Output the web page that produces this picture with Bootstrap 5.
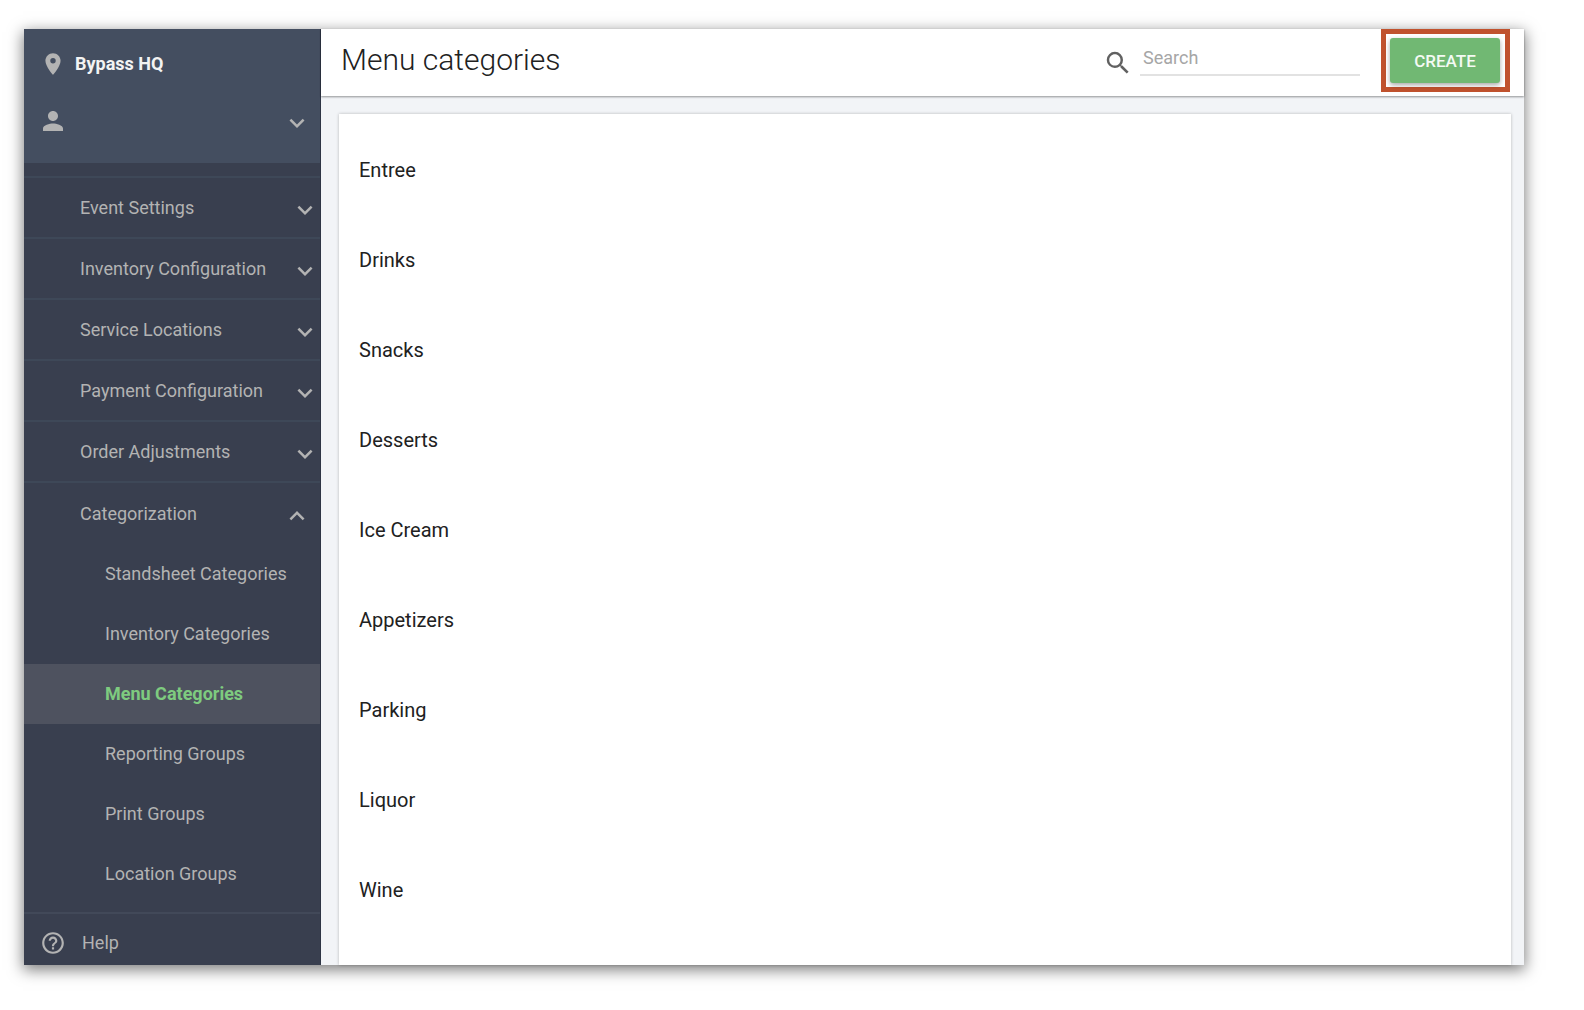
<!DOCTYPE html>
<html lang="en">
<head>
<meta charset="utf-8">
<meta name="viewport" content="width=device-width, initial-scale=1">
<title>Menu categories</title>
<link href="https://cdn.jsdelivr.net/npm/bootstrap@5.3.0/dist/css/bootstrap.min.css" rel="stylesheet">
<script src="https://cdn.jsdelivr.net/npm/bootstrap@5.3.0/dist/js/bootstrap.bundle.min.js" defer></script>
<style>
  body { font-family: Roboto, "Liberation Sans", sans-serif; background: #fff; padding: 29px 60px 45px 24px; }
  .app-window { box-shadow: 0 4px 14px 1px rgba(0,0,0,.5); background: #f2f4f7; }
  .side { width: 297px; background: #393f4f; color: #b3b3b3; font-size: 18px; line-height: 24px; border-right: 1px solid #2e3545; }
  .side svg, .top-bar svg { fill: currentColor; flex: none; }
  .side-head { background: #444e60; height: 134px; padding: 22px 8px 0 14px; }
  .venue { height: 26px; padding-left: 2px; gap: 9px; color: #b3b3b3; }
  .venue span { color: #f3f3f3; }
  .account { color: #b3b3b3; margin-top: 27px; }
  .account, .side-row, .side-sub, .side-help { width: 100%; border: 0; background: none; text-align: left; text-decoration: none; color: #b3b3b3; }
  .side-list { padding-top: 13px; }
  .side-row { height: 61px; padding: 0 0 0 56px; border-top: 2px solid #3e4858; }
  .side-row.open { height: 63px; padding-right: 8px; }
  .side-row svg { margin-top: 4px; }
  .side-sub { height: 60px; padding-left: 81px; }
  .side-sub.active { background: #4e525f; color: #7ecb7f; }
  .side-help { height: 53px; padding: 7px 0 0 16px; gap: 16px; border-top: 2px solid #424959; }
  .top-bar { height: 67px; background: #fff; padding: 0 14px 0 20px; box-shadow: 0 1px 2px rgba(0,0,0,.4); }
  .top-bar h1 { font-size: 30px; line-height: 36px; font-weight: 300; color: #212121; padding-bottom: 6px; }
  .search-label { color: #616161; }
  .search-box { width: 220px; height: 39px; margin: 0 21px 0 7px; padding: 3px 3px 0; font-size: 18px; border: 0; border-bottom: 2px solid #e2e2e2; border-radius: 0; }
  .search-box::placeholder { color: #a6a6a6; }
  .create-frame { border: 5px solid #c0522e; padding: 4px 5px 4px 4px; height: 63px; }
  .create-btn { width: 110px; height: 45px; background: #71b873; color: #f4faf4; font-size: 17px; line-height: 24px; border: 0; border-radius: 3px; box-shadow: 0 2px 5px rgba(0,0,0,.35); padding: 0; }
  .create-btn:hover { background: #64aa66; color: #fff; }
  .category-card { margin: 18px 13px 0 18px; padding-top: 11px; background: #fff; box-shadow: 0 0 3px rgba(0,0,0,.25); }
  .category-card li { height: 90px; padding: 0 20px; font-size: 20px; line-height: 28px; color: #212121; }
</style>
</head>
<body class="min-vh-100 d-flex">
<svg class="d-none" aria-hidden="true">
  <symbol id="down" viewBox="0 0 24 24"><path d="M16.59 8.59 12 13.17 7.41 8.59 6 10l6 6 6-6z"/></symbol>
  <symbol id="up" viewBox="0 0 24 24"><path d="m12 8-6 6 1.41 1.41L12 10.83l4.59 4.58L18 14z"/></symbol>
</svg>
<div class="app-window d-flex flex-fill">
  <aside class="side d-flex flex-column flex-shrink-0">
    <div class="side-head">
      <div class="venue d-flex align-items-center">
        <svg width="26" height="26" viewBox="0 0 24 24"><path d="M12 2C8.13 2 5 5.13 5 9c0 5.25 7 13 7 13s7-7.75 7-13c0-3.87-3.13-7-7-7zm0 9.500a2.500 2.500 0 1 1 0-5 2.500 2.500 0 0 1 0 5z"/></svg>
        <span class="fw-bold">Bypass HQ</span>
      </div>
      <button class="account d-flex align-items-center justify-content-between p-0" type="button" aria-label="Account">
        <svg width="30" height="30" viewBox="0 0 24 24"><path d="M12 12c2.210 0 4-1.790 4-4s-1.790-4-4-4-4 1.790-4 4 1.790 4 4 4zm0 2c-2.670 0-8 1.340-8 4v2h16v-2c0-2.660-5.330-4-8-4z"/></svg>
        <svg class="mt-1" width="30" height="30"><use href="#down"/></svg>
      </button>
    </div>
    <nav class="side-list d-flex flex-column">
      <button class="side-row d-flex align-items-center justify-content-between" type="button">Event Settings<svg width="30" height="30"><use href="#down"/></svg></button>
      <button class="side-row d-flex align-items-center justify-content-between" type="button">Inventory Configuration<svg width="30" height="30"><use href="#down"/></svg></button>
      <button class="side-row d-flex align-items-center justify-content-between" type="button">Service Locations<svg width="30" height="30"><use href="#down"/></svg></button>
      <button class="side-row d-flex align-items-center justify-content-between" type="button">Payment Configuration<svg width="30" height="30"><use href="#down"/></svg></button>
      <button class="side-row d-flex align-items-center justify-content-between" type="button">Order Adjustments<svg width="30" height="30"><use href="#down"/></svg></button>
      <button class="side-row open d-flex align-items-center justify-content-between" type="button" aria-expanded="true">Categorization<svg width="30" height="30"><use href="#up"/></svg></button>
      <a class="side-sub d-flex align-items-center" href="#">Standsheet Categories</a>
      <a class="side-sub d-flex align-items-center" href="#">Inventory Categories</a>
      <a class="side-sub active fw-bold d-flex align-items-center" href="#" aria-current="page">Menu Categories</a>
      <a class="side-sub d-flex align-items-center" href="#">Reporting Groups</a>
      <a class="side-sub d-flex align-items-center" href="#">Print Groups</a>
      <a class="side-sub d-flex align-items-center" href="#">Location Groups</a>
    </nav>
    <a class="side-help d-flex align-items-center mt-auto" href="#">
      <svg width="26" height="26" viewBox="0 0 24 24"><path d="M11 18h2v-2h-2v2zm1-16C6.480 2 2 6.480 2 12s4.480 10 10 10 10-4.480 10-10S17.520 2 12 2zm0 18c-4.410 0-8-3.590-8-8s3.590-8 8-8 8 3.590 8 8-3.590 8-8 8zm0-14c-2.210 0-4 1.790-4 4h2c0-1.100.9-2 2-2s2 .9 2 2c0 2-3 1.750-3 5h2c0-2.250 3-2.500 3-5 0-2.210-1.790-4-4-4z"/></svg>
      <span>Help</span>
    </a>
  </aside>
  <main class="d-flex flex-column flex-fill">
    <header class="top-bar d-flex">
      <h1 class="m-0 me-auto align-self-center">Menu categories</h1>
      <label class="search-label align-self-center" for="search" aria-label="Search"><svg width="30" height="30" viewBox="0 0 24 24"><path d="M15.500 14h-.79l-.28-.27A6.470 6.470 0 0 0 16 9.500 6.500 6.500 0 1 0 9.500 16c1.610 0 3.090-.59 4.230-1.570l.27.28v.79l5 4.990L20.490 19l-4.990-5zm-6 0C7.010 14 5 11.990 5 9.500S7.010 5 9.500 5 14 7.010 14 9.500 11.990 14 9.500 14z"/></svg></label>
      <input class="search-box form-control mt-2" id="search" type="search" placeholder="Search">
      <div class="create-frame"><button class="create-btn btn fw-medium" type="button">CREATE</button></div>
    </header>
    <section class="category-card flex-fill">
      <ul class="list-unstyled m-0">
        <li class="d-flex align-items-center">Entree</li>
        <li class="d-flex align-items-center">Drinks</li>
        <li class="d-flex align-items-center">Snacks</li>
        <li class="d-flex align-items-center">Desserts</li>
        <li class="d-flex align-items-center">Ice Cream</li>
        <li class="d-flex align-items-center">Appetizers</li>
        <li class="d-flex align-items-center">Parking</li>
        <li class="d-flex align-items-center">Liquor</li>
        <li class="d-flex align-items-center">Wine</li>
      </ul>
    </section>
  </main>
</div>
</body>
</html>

——————

**To be done:** State the number of lines above that hold the string "page", with nothing added.

**Expected answer:** 2